■ REQUIRED TASK ■
Collect each line containing "this".

■ RECORDS SHOWN ■
○ ○ ○ ○ ○ ○ ○

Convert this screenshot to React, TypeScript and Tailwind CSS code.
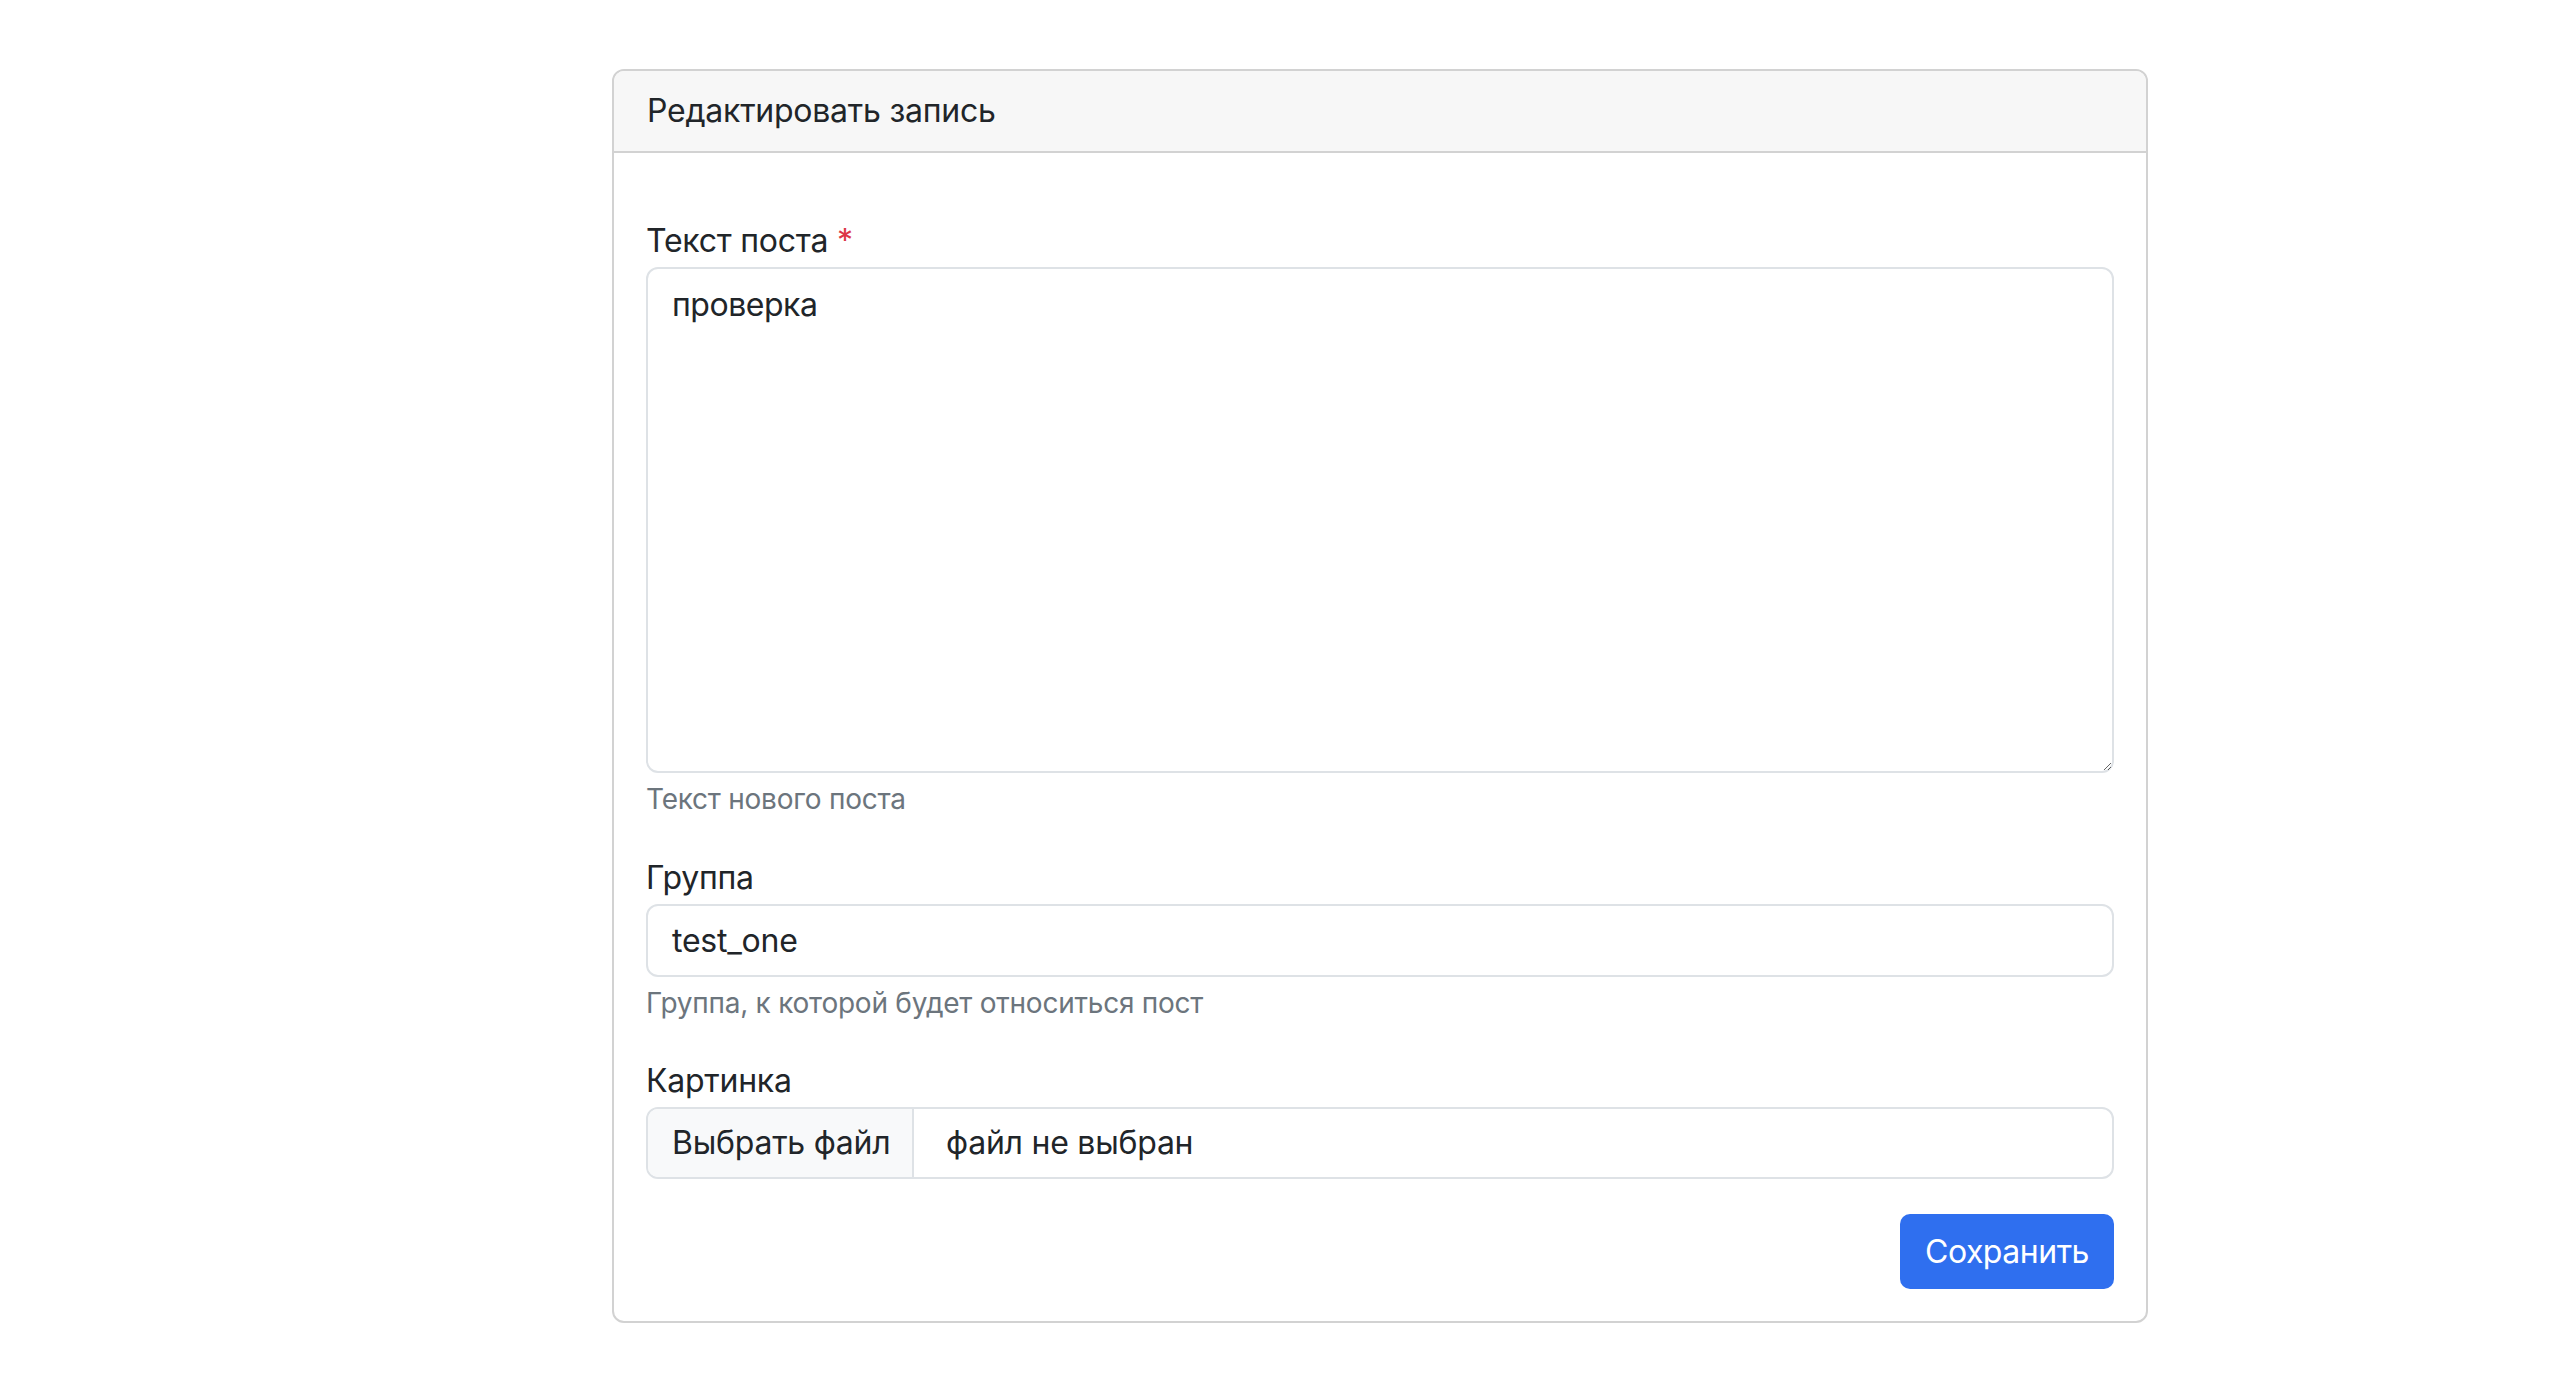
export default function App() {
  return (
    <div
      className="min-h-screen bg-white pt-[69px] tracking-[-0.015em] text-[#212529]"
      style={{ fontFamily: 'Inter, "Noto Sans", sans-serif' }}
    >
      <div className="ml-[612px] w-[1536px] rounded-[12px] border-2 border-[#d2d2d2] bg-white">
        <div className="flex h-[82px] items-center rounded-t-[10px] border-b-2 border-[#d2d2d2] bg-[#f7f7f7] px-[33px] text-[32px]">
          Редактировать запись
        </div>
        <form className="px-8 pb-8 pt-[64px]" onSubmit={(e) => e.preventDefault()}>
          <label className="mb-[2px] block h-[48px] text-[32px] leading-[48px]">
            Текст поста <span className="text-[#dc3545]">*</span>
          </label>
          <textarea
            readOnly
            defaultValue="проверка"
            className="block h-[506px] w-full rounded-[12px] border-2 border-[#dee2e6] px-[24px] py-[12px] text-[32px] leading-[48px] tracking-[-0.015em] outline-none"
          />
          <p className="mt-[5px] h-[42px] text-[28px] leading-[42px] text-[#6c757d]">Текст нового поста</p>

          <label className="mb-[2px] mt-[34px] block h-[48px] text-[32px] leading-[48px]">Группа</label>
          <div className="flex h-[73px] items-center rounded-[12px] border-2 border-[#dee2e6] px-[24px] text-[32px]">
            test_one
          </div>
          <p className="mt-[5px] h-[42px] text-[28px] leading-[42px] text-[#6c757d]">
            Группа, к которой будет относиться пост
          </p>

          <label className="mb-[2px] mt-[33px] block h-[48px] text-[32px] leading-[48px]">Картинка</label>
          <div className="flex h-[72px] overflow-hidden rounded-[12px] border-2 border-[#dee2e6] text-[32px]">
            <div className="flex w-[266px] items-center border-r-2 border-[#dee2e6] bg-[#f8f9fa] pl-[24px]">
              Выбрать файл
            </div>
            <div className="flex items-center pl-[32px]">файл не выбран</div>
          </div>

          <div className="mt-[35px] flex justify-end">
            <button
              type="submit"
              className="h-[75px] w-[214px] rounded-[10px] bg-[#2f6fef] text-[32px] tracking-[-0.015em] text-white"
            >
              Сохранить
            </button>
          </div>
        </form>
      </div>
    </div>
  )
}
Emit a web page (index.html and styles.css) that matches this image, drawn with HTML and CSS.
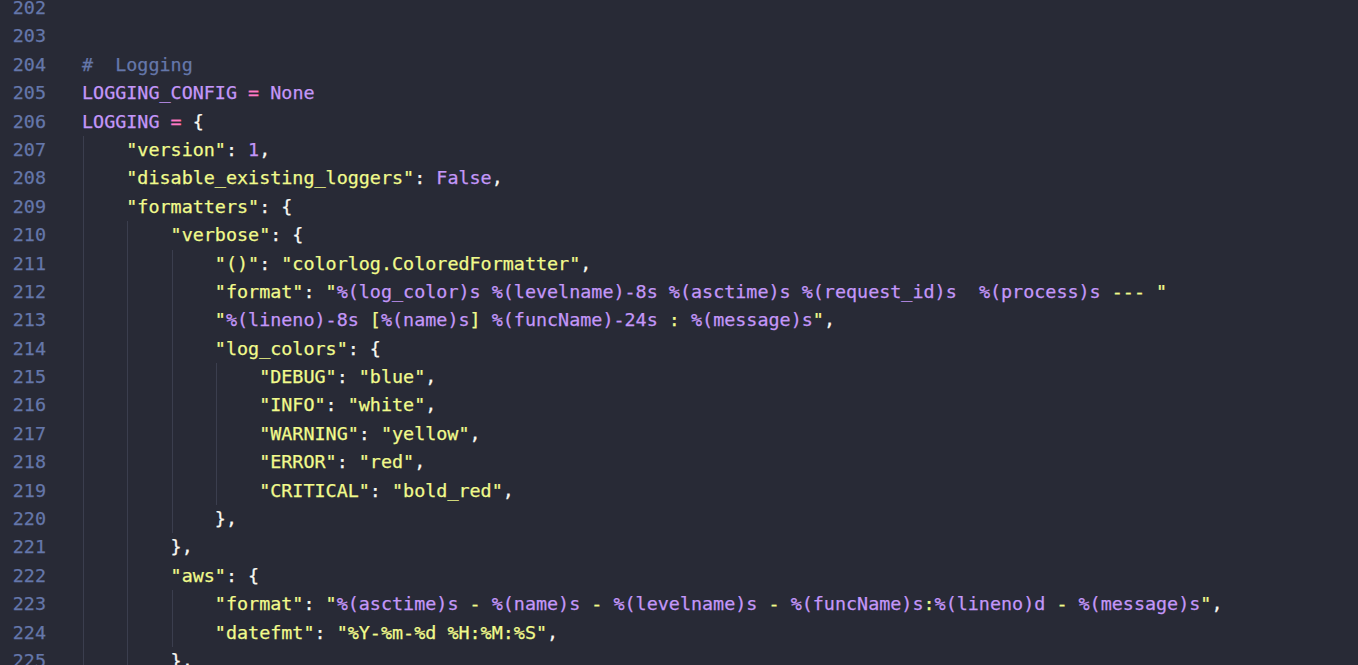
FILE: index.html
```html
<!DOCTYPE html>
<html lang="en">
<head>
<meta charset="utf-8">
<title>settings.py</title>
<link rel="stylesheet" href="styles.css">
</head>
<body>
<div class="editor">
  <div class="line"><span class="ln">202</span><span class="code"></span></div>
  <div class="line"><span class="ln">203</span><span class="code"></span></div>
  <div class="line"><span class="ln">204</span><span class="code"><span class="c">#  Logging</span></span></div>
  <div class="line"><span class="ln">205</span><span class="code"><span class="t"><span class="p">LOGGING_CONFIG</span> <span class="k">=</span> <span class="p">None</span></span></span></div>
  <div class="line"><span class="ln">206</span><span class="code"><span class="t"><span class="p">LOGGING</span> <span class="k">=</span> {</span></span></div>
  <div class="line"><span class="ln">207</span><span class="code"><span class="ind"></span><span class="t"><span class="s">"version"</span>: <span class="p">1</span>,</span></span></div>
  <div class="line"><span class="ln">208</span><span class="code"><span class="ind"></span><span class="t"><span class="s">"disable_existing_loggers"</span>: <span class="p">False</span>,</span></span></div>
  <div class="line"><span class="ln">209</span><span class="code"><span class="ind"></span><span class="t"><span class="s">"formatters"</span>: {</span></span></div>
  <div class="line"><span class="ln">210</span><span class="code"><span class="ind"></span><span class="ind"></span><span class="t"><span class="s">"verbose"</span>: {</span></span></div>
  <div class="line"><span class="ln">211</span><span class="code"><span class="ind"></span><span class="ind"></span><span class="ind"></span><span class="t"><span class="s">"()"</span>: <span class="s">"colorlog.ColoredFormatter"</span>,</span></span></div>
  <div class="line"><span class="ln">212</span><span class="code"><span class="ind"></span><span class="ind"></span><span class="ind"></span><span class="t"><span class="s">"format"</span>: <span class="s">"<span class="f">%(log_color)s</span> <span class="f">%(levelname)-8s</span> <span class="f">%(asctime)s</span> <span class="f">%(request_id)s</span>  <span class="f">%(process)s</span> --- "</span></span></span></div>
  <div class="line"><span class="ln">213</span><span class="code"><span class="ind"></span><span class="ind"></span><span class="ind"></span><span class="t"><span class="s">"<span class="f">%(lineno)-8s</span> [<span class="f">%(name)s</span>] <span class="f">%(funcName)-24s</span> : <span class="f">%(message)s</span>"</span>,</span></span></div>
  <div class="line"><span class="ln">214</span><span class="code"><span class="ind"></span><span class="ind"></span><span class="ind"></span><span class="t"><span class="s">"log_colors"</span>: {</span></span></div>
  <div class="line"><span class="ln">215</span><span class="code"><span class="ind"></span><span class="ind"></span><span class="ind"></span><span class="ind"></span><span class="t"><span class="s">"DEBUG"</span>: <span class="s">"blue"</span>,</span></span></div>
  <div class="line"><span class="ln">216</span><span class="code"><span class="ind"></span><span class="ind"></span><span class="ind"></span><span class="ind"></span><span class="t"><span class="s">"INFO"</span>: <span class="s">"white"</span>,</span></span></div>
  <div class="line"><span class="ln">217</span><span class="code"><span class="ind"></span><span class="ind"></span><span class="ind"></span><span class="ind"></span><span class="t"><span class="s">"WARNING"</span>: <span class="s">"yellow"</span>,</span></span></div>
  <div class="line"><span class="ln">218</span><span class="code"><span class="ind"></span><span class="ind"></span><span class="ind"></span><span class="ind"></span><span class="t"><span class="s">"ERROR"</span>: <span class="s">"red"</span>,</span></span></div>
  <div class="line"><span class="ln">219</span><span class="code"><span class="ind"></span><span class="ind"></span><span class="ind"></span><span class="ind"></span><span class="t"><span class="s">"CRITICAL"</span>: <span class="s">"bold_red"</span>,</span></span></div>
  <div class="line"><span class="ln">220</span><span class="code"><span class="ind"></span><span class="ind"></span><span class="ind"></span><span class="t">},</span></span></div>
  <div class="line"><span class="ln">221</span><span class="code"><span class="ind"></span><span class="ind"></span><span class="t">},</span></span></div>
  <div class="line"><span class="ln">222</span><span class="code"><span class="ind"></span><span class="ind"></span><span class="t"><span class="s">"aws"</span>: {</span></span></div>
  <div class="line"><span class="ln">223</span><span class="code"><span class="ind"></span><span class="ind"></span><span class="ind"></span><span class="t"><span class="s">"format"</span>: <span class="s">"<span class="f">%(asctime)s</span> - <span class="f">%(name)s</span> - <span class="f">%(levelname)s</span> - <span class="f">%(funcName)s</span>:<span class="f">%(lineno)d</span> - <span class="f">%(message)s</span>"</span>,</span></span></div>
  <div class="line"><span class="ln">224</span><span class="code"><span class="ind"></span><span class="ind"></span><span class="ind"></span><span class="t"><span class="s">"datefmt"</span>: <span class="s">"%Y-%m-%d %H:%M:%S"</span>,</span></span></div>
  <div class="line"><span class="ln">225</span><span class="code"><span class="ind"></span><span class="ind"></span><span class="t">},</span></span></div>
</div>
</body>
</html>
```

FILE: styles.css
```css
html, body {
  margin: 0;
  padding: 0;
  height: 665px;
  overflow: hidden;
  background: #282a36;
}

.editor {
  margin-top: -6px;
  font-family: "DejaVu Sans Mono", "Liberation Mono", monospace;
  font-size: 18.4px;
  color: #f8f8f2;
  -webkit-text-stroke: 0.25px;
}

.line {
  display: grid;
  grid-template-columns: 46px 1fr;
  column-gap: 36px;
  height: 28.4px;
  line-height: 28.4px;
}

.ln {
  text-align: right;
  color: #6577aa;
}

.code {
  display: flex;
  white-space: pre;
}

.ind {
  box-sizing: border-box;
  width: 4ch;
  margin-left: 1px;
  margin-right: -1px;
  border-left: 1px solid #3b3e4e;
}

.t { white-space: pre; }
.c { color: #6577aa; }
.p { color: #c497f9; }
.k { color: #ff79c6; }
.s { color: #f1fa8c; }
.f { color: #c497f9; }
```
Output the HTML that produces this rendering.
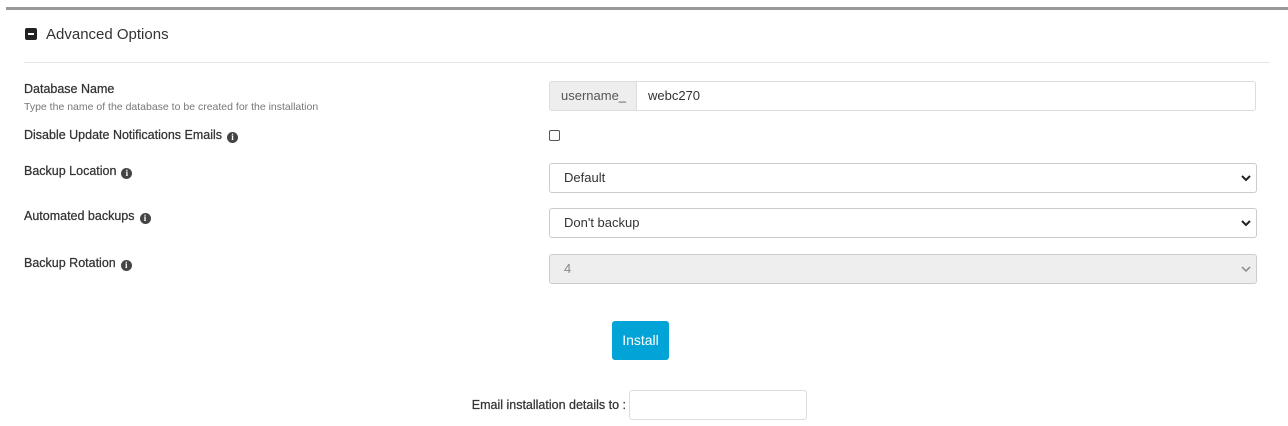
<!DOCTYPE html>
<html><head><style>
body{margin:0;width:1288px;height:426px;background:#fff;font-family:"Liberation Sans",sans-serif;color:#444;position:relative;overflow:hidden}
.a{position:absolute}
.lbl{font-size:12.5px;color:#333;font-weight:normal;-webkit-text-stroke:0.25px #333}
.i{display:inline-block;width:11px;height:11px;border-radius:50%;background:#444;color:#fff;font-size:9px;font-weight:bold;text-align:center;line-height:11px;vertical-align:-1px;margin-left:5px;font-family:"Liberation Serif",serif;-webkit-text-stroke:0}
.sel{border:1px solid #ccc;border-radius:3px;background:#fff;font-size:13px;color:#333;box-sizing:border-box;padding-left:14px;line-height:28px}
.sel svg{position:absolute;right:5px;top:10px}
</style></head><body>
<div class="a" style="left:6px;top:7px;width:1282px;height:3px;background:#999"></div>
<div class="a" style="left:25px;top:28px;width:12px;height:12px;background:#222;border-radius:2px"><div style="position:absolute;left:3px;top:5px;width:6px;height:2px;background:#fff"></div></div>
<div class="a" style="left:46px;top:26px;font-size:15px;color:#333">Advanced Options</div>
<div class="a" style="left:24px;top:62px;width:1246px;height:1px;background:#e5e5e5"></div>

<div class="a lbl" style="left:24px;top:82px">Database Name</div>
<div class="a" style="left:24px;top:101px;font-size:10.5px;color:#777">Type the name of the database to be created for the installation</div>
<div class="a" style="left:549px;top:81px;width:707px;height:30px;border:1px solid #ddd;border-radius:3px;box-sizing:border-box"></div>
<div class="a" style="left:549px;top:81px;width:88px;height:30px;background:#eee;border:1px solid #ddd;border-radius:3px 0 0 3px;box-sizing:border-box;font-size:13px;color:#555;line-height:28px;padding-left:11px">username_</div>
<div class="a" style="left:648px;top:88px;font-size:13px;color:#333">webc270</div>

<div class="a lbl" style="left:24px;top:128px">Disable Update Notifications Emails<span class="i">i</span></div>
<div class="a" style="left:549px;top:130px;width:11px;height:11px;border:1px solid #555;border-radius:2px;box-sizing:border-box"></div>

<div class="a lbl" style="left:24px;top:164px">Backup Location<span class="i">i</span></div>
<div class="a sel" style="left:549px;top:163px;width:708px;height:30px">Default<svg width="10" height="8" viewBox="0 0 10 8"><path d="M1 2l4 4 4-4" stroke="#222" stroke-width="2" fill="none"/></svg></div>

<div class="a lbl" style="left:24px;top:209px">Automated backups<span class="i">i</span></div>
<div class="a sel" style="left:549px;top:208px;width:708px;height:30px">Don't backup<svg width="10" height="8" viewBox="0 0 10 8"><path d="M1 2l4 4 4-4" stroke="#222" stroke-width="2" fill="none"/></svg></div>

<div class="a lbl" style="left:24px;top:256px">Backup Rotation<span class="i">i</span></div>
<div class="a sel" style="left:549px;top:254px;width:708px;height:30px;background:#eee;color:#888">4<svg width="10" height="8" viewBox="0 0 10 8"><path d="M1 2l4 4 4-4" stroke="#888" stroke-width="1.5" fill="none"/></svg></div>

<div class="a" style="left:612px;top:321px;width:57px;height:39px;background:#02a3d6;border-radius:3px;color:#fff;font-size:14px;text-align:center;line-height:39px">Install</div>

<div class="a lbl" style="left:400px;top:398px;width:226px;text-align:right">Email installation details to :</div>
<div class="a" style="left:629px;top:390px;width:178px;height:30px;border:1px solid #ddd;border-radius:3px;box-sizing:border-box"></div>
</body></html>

○ ○ ○ ○ ○ ○ ○

■ FINISHED TASK ■
Convert this screenshot to React, TypeScript and Tailwind CSS code.
Emit a web page (index.html and styles.css) that matches this image, drawn with HTML and CSS.
Output the HTML that produces this rendering.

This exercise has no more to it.